Directive ▸ Count every line that includes the string "components" in the entries that follow. Nothing besides the number is needed.
☆ ☆ ☆ ☆ ☆
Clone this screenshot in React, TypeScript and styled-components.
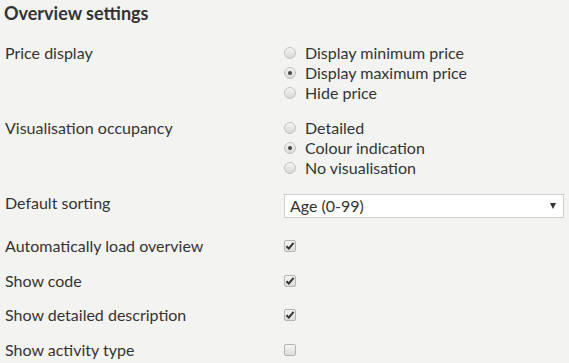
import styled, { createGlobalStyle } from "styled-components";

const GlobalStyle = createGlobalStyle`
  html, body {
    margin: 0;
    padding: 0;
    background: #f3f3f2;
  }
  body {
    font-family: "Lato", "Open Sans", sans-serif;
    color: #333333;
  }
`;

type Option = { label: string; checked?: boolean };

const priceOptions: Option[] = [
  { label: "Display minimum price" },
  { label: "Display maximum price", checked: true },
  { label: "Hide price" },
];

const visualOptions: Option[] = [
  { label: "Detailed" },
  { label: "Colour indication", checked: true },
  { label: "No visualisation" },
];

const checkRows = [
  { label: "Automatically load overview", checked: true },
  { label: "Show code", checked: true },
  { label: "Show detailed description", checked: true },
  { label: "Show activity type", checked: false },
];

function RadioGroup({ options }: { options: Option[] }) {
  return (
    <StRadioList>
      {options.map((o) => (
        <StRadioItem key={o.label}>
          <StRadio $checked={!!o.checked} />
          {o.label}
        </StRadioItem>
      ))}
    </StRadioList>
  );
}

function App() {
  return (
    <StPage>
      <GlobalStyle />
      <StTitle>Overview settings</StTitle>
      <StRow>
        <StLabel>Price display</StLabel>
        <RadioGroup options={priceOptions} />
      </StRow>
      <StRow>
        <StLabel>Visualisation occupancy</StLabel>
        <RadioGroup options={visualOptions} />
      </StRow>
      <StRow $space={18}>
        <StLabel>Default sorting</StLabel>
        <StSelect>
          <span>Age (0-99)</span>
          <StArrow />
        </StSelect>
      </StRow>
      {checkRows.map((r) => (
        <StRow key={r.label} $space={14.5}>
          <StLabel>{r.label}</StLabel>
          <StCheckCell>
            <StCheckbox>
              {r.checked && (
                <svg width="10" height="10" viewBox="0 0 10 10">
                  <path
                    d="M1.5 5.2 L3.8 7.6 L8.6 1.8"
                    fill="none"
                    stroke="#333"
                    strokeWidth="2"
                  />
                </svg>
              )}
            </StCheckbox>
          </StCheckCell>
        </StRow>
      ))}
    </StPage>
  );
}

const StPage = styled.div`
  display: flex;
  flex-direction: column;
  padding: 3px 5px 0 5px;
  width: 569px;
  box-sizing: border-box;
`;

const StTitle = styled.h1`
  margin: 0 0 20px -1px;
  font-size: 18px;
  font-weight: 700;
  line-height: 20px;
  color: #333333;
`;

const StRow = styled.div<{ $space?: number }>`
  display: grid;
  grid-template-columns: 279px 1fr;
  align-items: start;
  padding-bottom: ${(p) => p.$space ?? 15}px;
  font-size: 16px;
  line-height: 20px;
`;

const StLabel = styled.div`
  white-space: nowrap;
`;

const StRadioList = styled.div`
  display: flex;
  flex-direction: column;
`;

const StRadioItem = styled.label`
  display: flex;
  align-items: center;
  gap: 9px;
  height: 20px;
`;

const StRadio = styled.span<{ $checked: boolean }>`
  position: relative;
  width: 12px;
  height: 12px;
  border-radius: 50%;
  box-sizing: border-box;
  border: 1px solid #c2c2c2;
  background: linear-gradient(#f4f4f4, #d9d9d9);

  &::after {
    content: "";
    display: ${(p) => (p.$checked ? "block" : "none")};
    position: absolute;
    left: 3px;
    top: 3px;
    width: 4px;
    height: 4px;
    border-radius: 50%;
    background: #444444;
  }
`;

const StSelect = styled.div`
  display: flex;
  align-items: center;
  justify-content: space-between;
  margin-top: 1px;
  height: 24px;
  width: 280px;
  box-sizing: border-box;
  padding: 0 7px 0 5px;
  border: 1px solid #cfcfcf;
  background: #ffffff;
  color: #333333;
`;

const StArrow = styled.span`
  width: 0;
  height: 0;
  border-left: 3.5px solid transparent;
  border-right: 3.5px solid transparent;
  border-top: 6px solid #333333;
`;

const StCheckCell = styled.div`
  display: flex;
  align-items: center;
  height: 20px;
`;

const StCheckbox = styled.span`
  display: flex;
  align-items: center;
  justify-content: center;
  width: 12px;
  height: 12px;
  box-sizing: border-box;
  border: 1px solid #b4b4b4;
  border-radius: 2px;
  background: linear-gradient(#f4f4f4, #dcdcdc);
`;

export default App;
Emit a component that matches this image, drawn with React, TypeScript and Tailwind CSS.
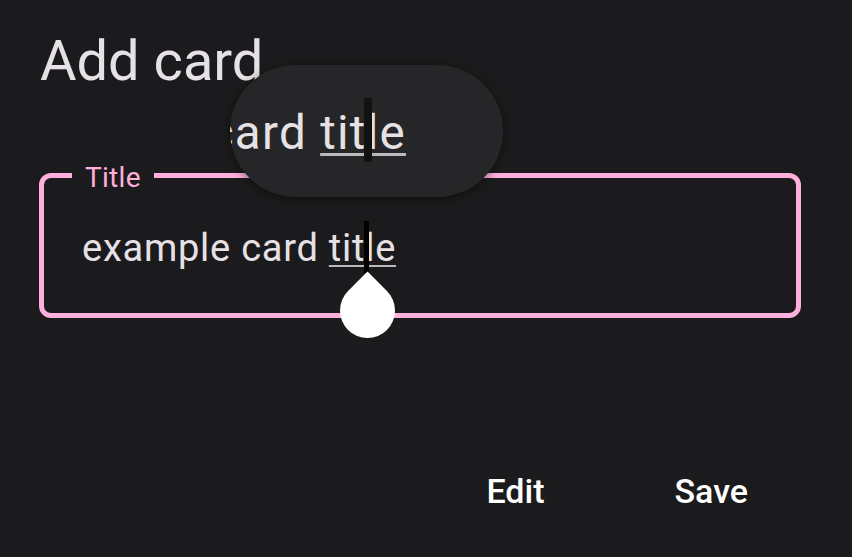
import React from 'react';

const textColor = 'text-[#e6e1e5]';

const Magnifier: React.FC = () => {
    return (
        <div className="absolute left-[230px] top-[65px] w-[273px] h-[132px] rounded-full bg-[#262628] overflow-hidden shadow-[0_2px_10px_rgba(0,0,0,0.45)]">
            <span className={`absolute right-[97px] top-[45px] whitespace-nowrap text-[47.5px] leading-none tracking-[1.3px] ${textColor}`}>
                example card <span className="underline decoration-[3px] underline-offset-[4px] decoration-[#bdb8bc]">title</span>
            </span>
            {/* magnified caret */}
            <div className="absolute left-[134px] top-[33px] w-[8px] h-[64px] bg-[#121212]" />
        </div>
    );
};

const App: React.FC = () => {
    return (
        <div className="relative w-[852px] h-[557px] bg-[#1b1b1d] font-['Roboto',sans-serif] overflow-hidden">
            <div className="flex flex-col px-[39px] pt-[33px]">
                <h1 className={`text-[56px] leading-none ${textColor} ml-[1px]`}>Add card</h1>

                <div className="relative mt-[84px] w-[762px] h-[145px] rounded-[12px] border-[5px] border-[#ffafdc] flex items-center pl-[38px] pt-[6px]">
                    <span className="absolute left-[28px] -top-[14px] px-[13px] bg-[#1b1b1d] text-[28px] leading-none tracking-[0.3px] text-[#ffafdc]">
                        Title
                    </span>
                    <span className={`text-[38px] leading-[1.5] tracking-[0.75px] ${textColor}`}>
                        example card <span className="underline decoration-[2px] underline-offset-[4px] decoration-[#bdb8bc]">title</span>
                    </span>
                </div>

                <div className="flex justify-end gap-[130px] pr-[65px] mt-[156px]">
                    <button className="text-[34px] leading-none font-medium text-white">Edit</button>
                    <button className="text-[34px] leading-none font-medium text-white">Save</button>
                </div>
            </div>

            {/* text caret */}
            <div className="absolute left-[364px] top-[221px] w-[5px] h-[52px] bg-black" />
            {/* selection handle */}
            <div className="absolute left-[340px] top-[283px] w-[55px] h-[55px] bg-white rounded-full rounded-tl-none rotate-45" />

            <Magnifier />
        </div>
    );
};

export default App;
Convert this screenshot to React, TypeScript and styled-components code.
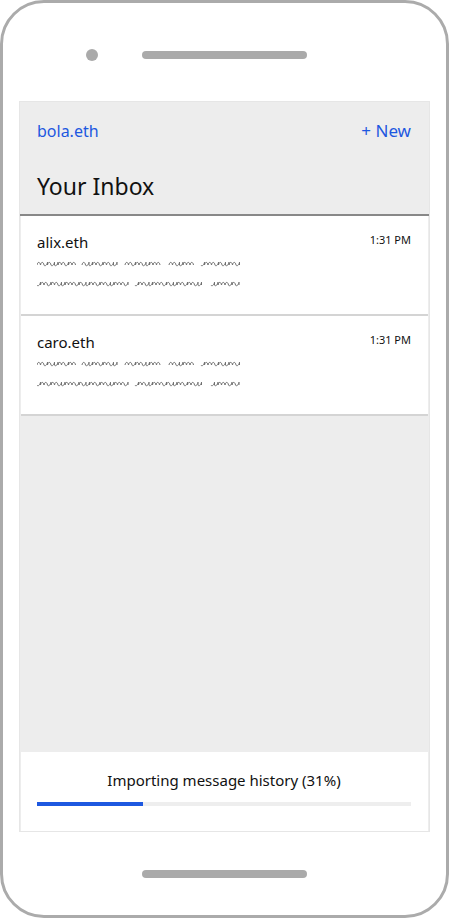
☆ ☆ ☆ ☆ ☆
Solved problem ▸ 3